Os problemas crescem com a mudança de Gonzaguinha para a casa do pai. Depois de 16 anos, o menino decide encarar a madrasta e viver com aquele que lhe deu o nome, ainda que existam dúvidas, nunca resolvidas, sobre a paternidade de Luizinho. Mas a relação de Gonzaga com o filho é difícil. Aliás, em tudo diferente da que ele teve com o próprio pai, a começar pelo diálogo musical. Enquanto Januário incentivou o filho a tocar sanfona, no começo Gonzaga se indispõe à carreira de Gonzaguinha e o critica por seu pendor para a esquerda – o filho, por sua vez, o acusará de conivência com os militares. Em 1964, o sanfoneiro grava uma composição do filho, Lembranças da Primavera (“A primavera chegou / Tudo agora é flor / Lembro dos meus verdes tempos / E do meu primeiro amor”).

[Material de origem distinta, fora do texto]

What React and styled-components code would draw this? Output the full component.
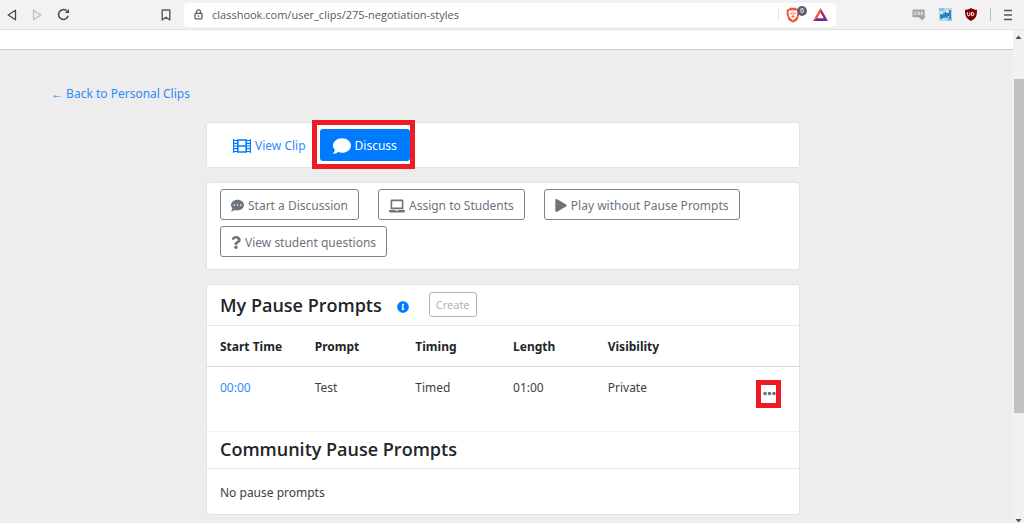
import React from "react";
import styled, { createGlobalStyle, css } from "styled-components";
import {
  FaComment,
  FaCommentDots,
  FaLaptop,
  FaPlay,
  FaQuestion,
  FaInfoCircle,
  FaEllipsisH,
} from "react-icons/fa";

const GlobalStyle = createGlobalStyle`
  *, *::before, *::after { box-sizing: border-box; }
  html, body, #root { height: 100%; }
  body {
    margin: 0;
    font-family: "Noto Sans", "Open Sans", sans-serif;
    font-size: 12px;
    line-height: 20px;
    color: #212529;
    background: #ededed;
  }
  button, input { font: inherit; }
`;

const Browser = styled.div`
  display: flex;
  flex-direction: column;
  height: 100vh;
  overflow: hidden;
`;

const Toolbar = styled.header`
  flex: none;
  display: flex;
  align-items: center;
  height: 30px;
  padding: 0 5px;
  background: #f2f2f2;
  border-bottom: 1px solid #e2e2e2;
`;

const ToolButton = styled.button`
  display: flex;
  align-items: center;
  justify-content: center;
  flex: none;
  width: ${(p) => p.$width || 26}px;
  height: 20px;
  padding: 0;
  border: 0;
  background: none;
  position: relative;
  svg { display: block; }
`;

const NavGroup = styled.div`
  display: flex;
  flex: 0 1 148px;
`;

const AddressBar = styled.div`
  display: flex;
  align-items: center;
  flex: 0 1 652px;
  min-width: 0;
  height: 24px;
  margin-left: 5px;
  padding: 0 3px 0 10px;
  background: #fff;
  border-radius: 4px;
`;

const AddressInput = styled.input`
  flex: 1;
  min-width: 0;
  height: 20px;
  margin-left: 9px;
  padding: 0;
  border: 0;
  outline: 0;
  background: none;
  font-family: "Open Sans", sans-serif;
  font-size: 11px;
  color: #5a5a5a;
`;

const Divider = styled.span`
  width: 1px;
  height: 13px;
  margin: 0 ${(p) => p.$gap || 0}px;
  background: ${(p) => p.$color || "#e8e8e8"};
`;

const ShieldCount = styled.span`
  position: absolute;
  top: 1px;
  right: 0;
  width: 10px;
  height: 10px;
  border-radius: 5px;
  background: #5c6070;
  color: #fff;
  font-size: 7px;
  line-height: 10px;
  text-align: center;
`;

const Extensions = styled.div`
  display: flex;
  align-items: center;
  margin-left: auto;
`;

const Viewport = styled.div`
  flex: 1;
  display: flex;
  min-height: 0;
`;

const Page = styled.div`
  flex: 1;
  min-width: 0;
  overflow: hidden;
  background: #ededed;
`;

const SiteNav = styled.div`
  height: 20px;
  background: #fff;
  border-bottom: 1px solid #cbcbcb;
`;

const Main = styled.main`
  padding: 34px 58px 8px 51px;
`;

const Link = styled.a`
  color: #2f8bfa;
  text-decoration: none;
`;

const Stack = styled.div`
  display: flex;
  flex-direction: column;
  gap: 14px;
  max-width: 594px;
  margin: 18px auto 0;
`;

const Card = styled.section`
  background: #fff;
  border: 1px solid #e0e2e5;
  border-radius: 3px;
`;

const Tabs = styled(Card)`
  display: flex;
  align-items: center;
  gap: 1px;
  height: 46px;
  padding: 0 13px;
`;

const highlight = css`
  position: relative;
  &::after {
    content: "";
    position: absolute;
    inset: ${(p) => p.$inset};
    border: 5px solid #ed1c24;
    pointer-events: none;
  }
`;

const Tab = styled.a`
  display: flex;
  align-items: center;
  gap: 4px;
  height: 32px;
  padding: 2px 13px 0;
  border-radius: 3px;
  text-decoration: none;
  color: ${(p) => (p.$active ? "#fff" : "#2f8bfa")};
  background: ${(p) => (p.$active ? "#007bff" : "transparent")};
  ${(p) => p.$inset && highlight}
`;

const Actions = styled(Card)`
  display: flex;
  flex-wrap: wrap;
  gap: 6px 19px;
  padding: 6px 13px 12px;
`;

const ActionButton = styled.button`
  display: flex;
  align-items: center;
  gap: 4px;
  height: 31px;
  padding: 2px 10px 0;
  border: 1px solid #7b838a;
  border-radius: 3px;
  background: #fff;
  color: #6c757d;
`;

const PlayIcon = styled(FaPlay)`
  width: 12px;
  height: 13px;
`;

const QuestionIcon = styled(FaQuestion)`
  width: 10px;
  height: 13px;
`;

const CardHeader = styled.div`
  display: flex;
  align-items: center;
  height: ${(p) => p.$height}px;
  padding: 0 13px 1px;
  border-bottom: 1px solid #e6e7e8;
`;

const Heading = styled.h2`
  margin: 0;
  font-family: "Open Sans", sans-serif;
  font-size: 18px;
  line-height: 24px;
  font-weight: 600;
`;

const InfoButton = styled.button`
  display: flex;
  margin: 4px 20px 0 15px;
  padding: 0;
  border: 0;
  background: none;
  color: #007bff;
`;

const CreateButton = styled.button`
  height: 25px;
  padding: 0 6px;
  border: 1px solid #b0b4b8;
  border-radius: 3px;
  background: #fff;
  color: #b0b4b8;
  font-size: 11px;
`;

const PromptTable = styled.table`
  width: 100%;
  table-layout: fixed;
  border-collapse: collapse;
  text-align: left;
`;

const Column = styled.col`
  width: ${(p) => p.$width};
`;

const HeadCell = styled.th`
  height: 40px;
  padding: 3px 0 0 13px;
  border-bottom: 1px solid #d5dade;
  font-weight: 700;
`;

const Cell = styled.td`
  height: 65px;
  padding: 11px 0 0 13px;
  vertical-align: top;
  border-bottom: 1px solid #eff0f1;
  color: #3c4146;
`;

const MenuCell = styled(Cell)`
  padding: 20px 23px 0 0;
`;

const MenuButton = styled.button`
  display: flex;
  margin-left: auto;
  padding: 0;
  border: 0;
  background: none;
  color: #6c757d;
  ${highlight}
`;

const Empty = styled.p`
  margin: 0;
  padding: 14px 13px 11px;
  color: #3c4146;
`;

const Scrollbar = styled.div`
  flex: none;
  display: flex;
  flex-direction: column;
  align-items: center;
  width: 11px;
  padding: 5px 0 0;
  background: #f1f1f1;
`;

const Track = styled.div`
  flex: 1;
  width: 100%;
  padding-top: 40px;
`;

const Thumb = styled.div`
  width: 10px;
  height: 76%;
  margin-left: auto;
  background: #c1c1c1;
`;

const BackIcon = () => (
  <svg width="12" height="12" viewBox="0 0 12 12" fill="none" stroke="#4a4a4a" strokeWidth="1.3" strokeLinejoin="round">
    <path d="M9.5 1.2v9.6L2.2 6z" />
  </svg>
);

const ForwardIcon = () => (
  <svg width="12" height="12" viewBox="0 0 12 12" fill="none" stroke="#bdbdbd" strokeWidth="1.2" strokeLinejoin="round">
    <path d="M2.5 1.2v9.6L9.8 6z" />
  </svg>
);

const ReloadIcon = () => (
  <svg width="13" height="13" viewBox="0 0 13 13" fill="none" stroke="#4a4a4a" strokeWidth="1.5">
    <path d="M11.2 7.8A4.900 4.900 0 1 1 9.600 2.700" />
    <path d="M7.8 5h4.200V1z" fill="#4a4a4a" stroke="none" />
  </svg>
);

const BookmarkIcon = () => (
  <svg width="10" height="12" viewBox="0 0 10 12" fill="none" stroke="#5a5a5a" strokeWidth="1.4" strokeLinejoin="round">
    <path d="M1.2 1h7.6v10L5 8.2 1.2 11z" />
  </svg>
);

const LockIcon = () => (
  <svg width="9" height="11" viewBox="0 0 9 11" fill="none" stroke="#5f5f5f" strokeWidth="1.3">
    <rect x="1" y="4.3" width="7" height="5.6" rx="0.8" />
    <path d="M2.5 4.2V2.8a2 2 0 0 1 4 0v1.4M4.5 6.2v1.8" />
  </svg>
);

const BraveIcon = () => (
  <svg width="14" height="16" viewBox="0 0 14 16">
    <path fill="#fb542b" d="M4 .8h6l1.200 1.400 1.300-.1 1.100 1.800-.5 1.400.4 1.200-1.600 5.500c-.3 1.100-1.300 1.700-2.100 2.200L7 15.600l-2.800-1.400C3.300 13.700 2.400 13.100 2.100 12L.5 6.500l.4-1.200L.4 3.900l1.100-1.800 1.300.1z" />
    <path fill="#fff" d="M3.600 3.300 5.200 3.600 7 3l1.800.6 1.600-.3 1.400 2-.6 1.800-.6 3L7 13.400l-3.600-3.300-.6-3-.6-1.800z" />
    <path fill="#fb542b" d="M3.400 5.800l2.800.5-.7 1.100zM10.600 5.800 7.800 6.300l.7 1.100zM6.600 4.600h.8l-.1 4 1.500.8L7 10.400l-1.800-1 1.500-.8z" />
  </svg>
);

const BatIcon = () => (
  <svg width="15" height="13" viewBox="0 0 15 13">
    <path fill="#ff4724" d="M7.500 0 0 13l4-2.500 3.500-6z" />
    <path fill="#9e1f63" d="M7.500 0 15 13l-4-2.500-3.500-6z" />
    <path fill="#662d91" d="M0 13h15l-4-2.700H4z" />
  </svg>
);

const CssIcon = () => (
  <svg width="14" height="12" viewBox="0 0 14 12">
    <path fill="#a3a3a3" d="M1.500.5h10.200a1 1 0 0 1 1 1v5.700h1L10.300 11.500 7 8.300H1.500a1 1 0 0 1-1-1V1.500a1 1 0 0 1 1-1z" />
    <path fill="none" stroke="#eee" strokeWidth="0.9" d="M4.500 3H2.700v2.500h1.800M7.600 3H5.900v1.200h1.500v1.300H5.700M10.800 3H9.100v1.200h1.500v1.300H8.900" />
  </svg>
);

const ChartIcon = () => (
  <svg width="13" height="13" viewBox="0 0 13 13">
    <path fill="#b4d9ea" d="M0 0h13v13H0z" />
    <path fill="#7ecbe8" d="M0 0h5v3H0zM8 10h5v3H8z" />
    <path fill="#2f8cc6" d="M1 6h2v5H1zM4 5h2v5H4zM7 5h2v5H7zM10 2h2v9h-2z" />
    <path fill="#2660a0" d="M3 7h1v3H3zM6 4h1v5H6zM9 5h1v3H9z" />
    <path fill="#e7eee2" d="M1 4h2v2H1zM7 2h2v2H7z" />
  </svg>
);

const UblockIcon = () => (
  <svg width="12" height="13" viewBox="0 0 12 13">
    <path fill="#800000" d="M6 0c2 1.400 3.500 1.700 6 1.700C12 8 11 10.400 6 13 1 10.400 0 8 0 1.700 2.500 1.700 4 1.400 6 0z" />
    <path fill="none" stroke="#fff" strokeWidth="1" d="M2.500 4.400v2.200a1.200 1.200 0 0 0 2.400 0V4.400M6.600 4.500v3.200h.7a1.600 1.600 0 0 0 0-3.200z" />
  </svg>
);

const MenuIcon = () => (
  <svg width="8" height="12" viewBox="0 0 8 12" stroke="#555" strokeWidth="1.4">
    <path d="M0 1.500h8M0 6h8M0 10.500h8" />
  </svg>
);

const FilmIcon = () => (
  <svg width="18" height="14" viewBox="0 0 18 14" fill="none" stroke="#007bff">
    <path strokeWidth="1.600" d="M4.800 1h8.400v12H4.800zM4.800 7h8.400" />
    <path strokeWidth="1.200" d="M.6 0v14M17.400 0v14M.6 1.500h4M.6 4.300h4M.6 7h4M.6 9.700h4M.6 12.500h4M13.400 1.500h4M13.400 4.300h4M13.400 7h4M13.400 9.700h4M13.400 12.500h4" />
  </svg>
);

const ScrollArrow = ({ down }) => (
  <svg width="7" height="4" viewBox="0 0 7 4">
    <path fill="#505050" d={down ? "M0.500 0h6l-3 3.500z" : "M0.500 4h6l-3-3.500z"} />
  </svg>
);

const prompts = [
  { start: "00:00", prompt: "Test", timing: "Timed", length: "01:00", visibility: "Private" },
];

export default function App() {
  return (
    <Browser>
      <GlobalStyle />
      <Toolbar>
        <NavGroup>
          <ToolButton $width={13} aria-label="Back"><BackIcon /></ToolButton>
          <ToolButton $width={38} aria-label="Forward"><ForwardIcon /></ToolButton>
          <ToolButton $width={15} aria-label="Reload"><ReloadIcon /></ToolButton>
        </NavGroup>
        <ToolButton aria-label="Bookmark this page"><BookmarkIcon /></ToolButton>
        <AddressBar>
          <LockIcon />
          <AddressInput
            type="text"
            aria-label="Address"
            defaultValue="classhook.com/user_clips/275-negotiation-styles"
          />
          <Divider />
          <ToolButton $width={28} aria-label="Shields">
            <BraveIcon />
            <ShieldCount>6</ShieldCount>
          </ToolButton>
          <ToolButton aria-label="Rewards"><BatIcon /></ToolButton>
        </AddressBar>
        <Extensions>
          <ToolButton aria-label="Styles extension"><CssIcon /></ToolButton>
          <ToolButton aria-label="Chart extension"><ChartIcon /></ToolButton>
          <ToolButton aria-label="Blocker extension"><UblockIcon /></ToolButton>
          <Divider $gap={6} $color="#bdbdbd" />
          <ToolButton $width={22} aria-label="Menu"><MenuIcon /></ToolButton>
        </Extensions>
      </Toolbar>

      <Viewport>
        <Page>
          <SiteNav />
          <Main>
            <Link href="#clips">← Back to Personal Clips</Link>
            <Stack>
              <Tabs as="nav">
                <Tab href="#view"><FilmIcon />View Clip</Tab>
                <Tab href="#discuss" $active $inset="-9px -5px -8px -8px">
                  <FaComment size={18} />Discuss
                </Tab>
              </Tabs>

              <Actions>
                <ActionButton><FaCommentDots size={13} />Start a Discussion</ActionButton>
                <ActionButton><FaLaptop size={16} />Assign to Students</ActionButton>
                <ActionButton><PlayIcon />Play without Pause Prompts</ActionButton>
                <ActionButton><QuestionIcon />View student questions</ActionButton>
              </Actions>

              <Card>
                <CardHeader $height={41}>
                  <Heading>My Pause Prompts</Heading>
                  <InfoButton aria-label="About pause prompts"><FaInfoCircle size={12} /></InfoButton>
                  <CreateButton>Create</CreateButton>
                </CardHeader>
                <PromptTable>
                  <colgroup>
                    <Column $width="16%" />
                    <Column $width="17%" />
                    <Column $width="16.5%" />
                    <Column $width="16%" />
                    <Column />
                    <Column $width="10%" />
                  </colgroup>
                  <thead>
                    <tr>
                      <HeadCell>Start Time</HeadCell>
                      <HeadCell>Prompt</HeadCell>
                      <HeadCell>Timing</HeadCell>
                      <HeadCell>Length</HeadCell>
                      <HeadCell>Visibility</HeadCell>
                      <HeadCell as="td" />
                    </tr>
                  </thead>
                  <tbody>
                    {prompts.map((p) => (
                      <tr key={p.start}>
                        <Cell><Link href="#play">{p.start}</Link></Cell>
                        <Cell>{p.prompt}</Cell>
                        <Cell>{p.timing}</Cell>
                        <Cell>{p.length}</Cell>
                        <Cell>{p.visibility}</Cell>
                        <MenuCell>
                          <MenuButton aria-label="Prompt options" $inset="-7px -5px -8px -7px">
                            <FaEllipsisH size={13} />
                          </MenuButton>
                        </MenuCell>
                      </tr>
                    ))}
                  </tbody>
                </PromptTable>
                <CardHeader $height={37}>
                  <Heading>Community Pause Prompts</Heading>
                </CardHeader>
                <Empty>No pause prompts</Empty>
              </Card>
            </Stack>
          </Main>
        </Page>
        <Scrollbar aria-hidden="true">
          <ScrollArrow />
          <Track><Thumb /></Track>
          <ScrollArrow down />
        </Scrollbar>
      </Viewport>
    </Browser>
  );
}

Mas ainda está distante de lhe dar a bênção.

Em 1962, Zé Dantas falece e Gonzaga conhece João Silva, outro grande parceiro. Carlos Marcelo lembra que, apesar de menos conhecido, Silva foi o compositor que o pernambucano mais gravou. Nos anos 1970, o sanfoneiro viaja ao lado de Dominguinhos, a quem chamaria, um dia, de seu herdeiro musical, e grava o disco O Canto Jovem de Luiz Gonzaga, ao lado de nomes como Gilberto Gil, Caetano Veloso e Edu Lobo.

A distância entre o músico e Helena se torna cada vez maior, principalmente a partir de 1975, quando Gonzaga começa a ter um caso com a também pernambucana Maria Edelzuita Rabelo. O relacionamento dura catorze anos e, nos últimos dois anos de sua vida, Gonzagão vive só com Edelzuita. Se a vida ao lado da esposa está difícil, ao menos a relação com o filho, Gonzaguinha, melhora nessa época. No começo da década de 1980, o rapaz decide cuidar da carreira do pai e propõe fazerem uma turnê pelo Brasil. Juntos, Gonzaguinha e Gonzagão fazem mais de 100 shows, que dão novo impulso à vida do pernambucano e o colocam novamente em evidência. E aparam as arestas entre pai e filho.

Em 1984, recebe o primeiro disco de ouro, por Danado de Bom, é homenageado pelo Prêmio Shell e recebe o troféu Iracema em Fortaleza. Mesmo ensaiando a aposentadoria, não consegue abandonar a música e recebe outros discos de ouro e de platina nos anos seguintes. Em 1985, Gonzaga volta a morar em Exu e diminui o ritmo de apresentações. Sua memória se torna falha e ele sente dores violentas nas pernas. Em 1987, os exames apontam câncer na próstata e metástase nos ossos. 

Com dificuldades para andar, chega a fazer shows na cadeira de rodas, mas não quer se entregar. Em junho de 1989, é internado no Hospital Santa Joana, em Recife, com infecção urinária decorrente da osteoporose e, ainda no hospital, contrai uma pneumonia. Falece em 2 de agosto, de uma parada cardiorrespiratória.